Reinforcement learning is an area within machine learning concerned with how *agents* learn to *act* in an *environment* in order to maximize some comulative *reward*. In our Atari Breakout example, you can think of the agent as being the player (or computer); the possible actions as being move-left, move-right, or do-nothing; the environment as being the game itself; and rewards as being the points you accumulate (or some penalty you receive for losing).

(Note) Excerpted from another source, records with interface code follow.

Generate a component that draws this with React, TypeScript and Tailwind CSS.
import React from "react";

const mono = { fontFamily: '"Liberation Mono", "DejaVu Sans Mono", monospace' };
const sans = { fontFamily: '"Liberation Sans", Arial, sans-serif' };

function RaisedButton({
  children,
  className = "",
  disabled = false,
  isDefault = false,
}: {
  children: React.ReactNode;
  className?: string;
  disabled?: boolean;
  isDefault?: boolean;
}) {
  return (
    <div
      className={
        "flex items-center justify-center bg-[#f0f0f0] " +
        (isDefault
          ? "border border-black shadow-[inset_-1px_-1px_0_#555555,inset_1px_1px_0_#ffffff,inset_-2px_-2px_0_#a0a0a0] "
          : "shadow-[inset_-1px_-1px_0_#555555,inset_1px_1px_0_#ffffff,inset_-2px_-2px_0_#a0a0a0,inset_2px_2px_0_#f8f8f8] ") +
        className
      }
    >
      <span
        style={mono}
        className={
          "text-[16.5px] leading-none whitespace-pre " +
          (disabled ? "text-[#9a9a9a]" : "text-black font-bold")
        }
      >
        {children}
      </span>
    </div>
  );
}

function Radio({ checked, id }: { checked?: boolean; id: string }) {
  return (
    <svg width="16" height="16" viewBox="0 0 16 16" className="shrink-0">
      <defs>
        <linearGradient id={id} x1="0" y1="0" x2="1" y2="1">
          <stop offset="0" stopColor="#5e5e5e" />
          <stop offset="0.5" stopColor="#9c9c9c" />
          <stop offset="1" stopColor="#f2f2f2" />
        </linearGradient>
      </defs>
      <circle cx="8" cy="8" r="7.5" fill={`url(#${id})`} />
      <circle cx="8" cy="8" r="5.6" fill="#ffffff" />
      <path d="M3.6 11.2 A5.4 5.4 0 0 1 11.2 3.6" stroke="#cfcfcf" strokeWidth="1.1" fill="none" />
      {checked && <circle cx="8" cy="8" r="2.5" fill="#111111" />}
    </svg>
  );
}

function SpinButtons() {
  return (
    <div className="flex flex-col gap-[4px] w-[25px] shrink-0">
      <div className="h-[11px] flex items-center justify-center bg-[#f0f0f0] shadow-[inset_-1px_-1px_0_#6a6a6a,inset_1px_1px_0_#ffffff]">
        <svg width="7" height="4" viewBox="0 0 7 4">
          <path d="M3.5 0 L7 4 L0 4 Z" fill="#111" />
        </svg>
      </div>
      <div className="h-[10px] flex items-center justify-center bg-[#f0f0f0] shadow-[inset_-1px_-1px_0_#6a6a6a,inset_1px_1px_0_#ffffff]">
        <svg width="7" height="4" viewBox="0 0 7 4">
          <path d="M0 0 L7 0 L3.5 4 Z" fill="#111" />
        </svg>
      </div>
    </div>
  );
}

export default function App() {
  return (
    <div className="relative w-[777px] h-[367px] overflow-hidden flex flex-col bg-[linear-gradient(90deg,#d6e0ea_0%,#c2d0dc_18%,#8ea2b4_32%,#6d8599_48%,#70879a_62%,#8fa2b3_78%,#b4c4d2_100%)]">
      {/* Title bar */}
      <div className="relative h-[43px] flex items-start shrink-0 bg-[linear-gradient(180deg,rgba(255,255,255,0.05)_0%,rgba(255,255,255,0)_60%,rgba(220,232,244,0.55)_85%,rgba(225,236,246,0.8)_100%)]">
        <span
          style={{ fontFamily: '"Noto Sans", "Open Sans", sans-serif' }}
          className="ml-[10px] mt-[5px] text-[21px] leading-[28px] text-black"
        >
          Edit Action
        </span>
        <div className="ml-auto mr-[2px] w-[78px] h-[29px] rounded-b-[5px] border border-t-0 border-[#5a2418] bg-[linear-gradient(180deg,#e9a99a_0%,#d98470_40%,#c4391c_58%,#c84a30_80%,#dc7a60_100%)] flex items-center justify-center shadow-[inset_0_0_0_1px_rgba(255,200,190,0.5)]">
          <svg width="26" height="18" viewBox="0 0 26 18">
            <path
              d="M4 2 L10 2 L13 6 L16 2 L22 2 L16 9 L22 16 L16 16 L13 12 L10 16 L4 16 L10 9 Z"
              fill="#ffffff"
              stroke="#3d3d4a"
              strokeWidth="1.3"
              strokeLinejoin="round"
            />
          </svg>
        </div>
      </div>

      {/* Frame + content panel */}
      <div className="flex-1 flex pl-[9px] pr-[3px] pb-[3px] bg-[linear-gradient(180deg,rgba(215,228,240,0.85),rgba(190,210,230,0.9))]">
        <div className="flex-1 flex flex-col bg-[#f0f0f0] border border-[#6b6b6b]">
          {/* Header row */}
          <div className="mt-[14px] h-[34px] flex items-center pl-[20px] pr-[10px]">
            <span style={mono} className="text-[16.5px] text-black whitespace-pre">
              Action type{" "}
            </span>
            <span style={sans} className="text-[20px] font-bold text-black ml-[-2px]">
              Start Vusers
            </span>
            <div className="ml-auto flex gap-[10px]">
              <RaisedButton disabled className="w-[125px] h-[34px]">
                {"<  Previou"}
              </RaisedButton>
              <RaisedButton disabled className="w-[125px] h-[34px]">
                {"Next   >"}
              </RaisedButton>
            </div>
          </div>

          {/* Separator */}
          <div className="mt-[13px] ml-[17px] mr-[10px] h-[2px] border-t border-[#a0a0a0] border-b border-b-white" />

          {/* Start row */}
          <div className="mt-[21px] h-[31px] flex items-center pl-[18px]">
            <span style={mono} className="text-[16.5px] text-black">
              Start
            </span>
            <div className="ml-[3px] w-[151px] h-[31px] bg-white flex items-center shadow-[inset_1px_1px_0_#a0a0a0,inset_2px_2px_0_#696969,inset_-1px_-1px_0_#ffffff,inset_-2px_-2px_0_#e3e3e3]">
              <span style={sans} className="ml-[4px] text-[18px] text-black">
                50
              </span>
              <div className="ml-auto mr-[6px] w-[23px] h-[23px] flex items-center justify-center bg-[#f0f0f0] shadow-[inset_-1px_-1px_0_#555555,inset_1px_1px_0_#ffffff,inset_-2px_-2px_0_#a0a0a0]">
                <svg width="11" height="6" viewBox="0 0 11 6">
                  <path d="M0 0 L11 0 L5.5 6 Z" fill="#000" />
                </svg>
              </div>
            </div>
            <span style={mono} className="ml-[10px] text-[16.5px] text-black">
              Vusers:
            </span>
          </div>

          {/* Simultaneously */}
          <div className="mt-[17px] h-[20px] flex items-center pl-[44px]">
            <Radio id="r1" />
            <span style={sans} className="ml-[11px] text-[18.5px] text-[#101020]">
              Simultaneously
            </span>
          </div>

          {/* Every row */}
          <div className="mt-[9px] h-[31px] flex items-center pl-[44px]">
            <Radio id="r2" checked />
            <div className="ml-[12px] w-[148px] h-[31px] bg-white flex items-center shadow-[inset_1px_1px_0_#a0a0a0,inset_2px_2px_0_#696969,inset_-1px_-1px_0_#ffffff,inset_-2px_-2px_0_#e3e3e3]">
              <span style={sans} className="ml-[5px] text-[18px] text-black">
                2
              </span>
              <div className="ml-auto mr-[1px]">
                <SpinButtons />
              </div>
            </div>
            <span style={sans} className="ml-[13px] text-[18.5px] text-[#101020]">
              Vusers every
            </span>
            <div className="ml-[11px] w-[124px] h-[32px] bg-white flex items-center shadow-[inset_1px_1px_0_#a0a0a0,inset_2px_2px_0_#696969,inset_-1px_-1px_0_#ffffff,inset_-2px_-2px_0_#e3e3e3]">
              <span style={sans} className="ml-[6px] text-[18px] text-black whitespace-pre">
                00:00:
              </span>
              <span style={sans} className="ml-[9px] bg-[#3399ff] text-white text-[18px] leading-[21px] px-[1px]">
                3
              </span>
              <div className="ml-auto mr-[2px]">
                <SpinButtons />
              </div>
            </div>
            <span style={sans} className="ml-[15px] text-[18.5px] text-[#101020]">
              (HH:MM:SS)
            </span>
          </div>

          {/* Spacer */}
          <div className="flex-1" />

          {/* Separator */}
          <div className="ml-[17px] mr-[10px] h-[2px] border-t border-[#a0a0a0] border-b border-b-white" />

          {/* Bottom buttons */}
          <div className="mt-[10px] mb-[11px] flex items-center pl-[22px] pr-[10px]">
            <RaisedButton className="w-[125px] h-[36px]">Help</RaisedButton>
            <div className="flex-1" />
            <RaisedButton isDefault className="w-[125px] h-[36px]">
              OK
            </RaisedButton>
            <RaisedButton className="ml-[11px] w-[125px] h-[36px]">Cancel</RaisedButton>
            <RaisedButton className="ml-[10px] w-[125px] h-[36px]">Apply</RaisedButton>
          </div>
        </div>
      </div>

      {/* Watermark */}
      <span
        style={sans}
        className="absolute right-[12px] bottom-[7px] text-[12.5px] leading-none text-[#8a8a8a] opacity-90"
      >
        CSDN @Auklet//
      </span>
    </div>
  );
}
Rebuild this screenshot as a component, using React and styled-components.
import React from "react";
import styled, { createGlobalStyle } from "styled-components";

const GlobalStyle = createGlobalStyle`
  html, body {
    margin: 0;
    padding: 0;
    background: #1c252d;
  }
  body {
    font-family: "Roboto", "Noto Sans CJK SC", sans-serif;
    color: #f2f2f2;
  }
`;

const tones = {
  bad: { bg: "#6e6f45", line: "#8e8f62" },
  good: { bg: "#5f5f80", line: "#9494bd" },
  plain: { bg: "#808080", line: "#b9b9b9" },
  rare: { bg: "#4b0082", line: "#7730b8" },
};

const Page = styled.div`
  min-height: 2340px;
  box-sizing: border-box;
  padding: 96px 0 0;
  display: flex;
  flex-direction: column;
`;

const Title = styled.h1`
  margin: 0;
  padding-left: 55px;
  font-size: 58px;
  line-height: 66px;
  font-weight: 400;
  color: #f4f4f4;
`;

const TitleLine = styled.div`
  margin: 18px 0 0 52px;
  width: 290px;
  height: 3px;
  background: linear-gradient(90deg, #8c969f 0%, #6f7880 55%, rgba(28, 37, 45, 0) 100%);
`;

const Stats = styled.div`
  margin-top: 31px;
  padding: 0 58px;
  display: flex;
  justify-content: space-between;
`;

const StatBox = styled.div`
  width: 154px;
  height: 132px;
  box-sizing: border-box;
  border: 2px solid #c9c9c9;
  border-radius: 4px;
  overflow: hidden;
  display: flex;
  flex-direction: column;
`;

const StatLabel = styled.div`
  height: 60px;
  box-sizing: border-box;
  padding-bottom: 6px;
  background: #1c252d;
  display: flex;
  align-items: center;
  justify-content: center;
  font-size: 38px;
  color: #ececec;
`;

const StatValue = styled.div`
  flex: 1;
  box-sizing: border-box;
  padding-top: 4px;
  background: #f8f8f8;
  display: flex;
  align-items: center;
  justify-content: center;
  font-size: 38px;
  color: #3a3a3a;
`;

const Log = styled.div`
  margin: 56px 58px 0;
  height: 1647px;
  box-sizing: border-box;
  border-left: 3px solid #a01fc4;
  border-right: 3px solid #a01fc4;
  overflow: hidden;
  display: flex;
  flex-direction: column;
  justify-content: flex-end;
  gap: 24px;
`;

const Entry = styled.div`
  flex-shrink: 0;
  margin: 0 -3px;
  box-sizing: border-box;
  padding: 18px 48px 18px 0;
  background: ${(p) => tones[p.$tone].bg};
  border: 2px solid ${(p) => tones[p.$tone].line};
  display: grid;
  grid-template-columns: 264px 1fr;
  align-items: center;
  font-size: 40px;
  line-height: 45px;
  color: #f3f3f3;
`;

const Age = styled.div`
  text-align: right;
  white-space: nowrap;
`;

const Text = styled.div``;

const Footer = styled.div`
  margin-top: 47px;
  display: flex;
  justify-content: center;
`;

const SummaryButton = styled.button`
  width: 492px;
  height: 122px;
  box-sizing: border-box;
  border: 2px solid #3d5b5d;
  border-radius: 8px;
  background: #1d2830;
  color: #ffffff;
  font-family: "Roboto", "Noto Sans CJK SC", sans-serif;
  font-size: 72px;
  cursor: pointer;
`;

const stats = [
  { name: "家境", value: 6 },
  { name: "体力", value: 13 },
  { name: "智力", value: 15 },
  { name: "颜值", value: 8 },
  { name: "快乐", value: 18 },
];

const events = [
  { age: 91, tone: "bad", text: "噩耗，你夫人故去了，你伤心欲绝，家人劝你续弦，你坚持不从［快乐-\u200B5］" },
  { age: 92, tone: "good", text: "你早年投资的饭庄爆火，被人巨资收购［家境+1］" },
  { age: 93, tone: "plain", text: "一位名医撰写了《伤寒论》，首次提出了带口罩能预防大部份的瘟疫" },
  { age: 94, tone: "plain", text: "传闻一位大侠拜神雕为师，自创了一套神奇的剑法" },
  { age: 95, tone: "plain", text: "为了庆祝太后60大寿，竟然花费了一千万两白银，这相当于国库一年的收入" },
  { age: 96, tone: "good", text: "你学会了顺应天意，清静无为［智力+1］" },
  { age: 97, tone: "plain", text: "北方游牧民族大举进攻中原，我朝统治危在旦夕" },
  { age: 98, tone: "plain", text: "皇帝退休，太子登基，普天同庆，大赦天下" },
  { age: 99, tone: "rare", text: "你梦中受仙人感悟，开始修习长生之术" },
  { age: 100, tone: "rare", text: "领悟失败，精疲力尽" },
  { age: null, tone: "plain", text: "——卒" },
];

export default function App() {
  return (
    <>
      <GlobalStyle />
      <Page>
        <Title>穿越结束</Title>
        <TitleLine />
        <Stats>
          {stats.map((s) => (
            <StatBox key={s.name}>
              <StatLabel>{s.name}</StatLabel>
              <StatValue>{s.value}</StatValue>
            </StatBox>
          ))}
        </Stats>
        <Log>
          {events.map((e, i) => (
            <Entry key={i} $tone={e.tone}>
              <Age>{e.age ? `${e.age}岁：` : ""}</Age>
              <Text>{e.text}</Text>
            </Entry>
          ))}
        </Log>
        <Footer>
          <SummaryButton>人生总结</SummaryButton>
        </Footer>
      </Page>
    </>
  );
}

Translating this interaction into pseudocode, it would look something like this:

    player starts game
    initialize points at 0
    while the game is still running:
        player looks at the screen
        player chooses action (move-left, move-right, do-nothing) by evaluating the current screen
        player executes the chosen action
        player receives reward (0, 1 point, or loses a life)
        increment points by reward

And translating this to agent-environment interactions generally:
    
    initialize agent and environment
    initialize accumulated_reward at 0
    for each timestep:
        agent observes current state of the environment
        agent chooses an action based on current state
        agent executes action, causing environment to transition to next state
        agent receives reward (can be zero or negative) for reaching next state
        increment accumulated_reward by reward
        
One major complication associated with reinforcement learning is delayed rewards. Taking a particular action in a given state may not generate reward immediately, the reward may be lagged by several transitions. Because of this, reinforcement learning relies on the notion of "discounted reward": think of the value associated with a given state as being the sum of all rewards that will be accumulated between that state and the terminal state, where each reward in the sequence discounted by some factor (conventionally called "gamma").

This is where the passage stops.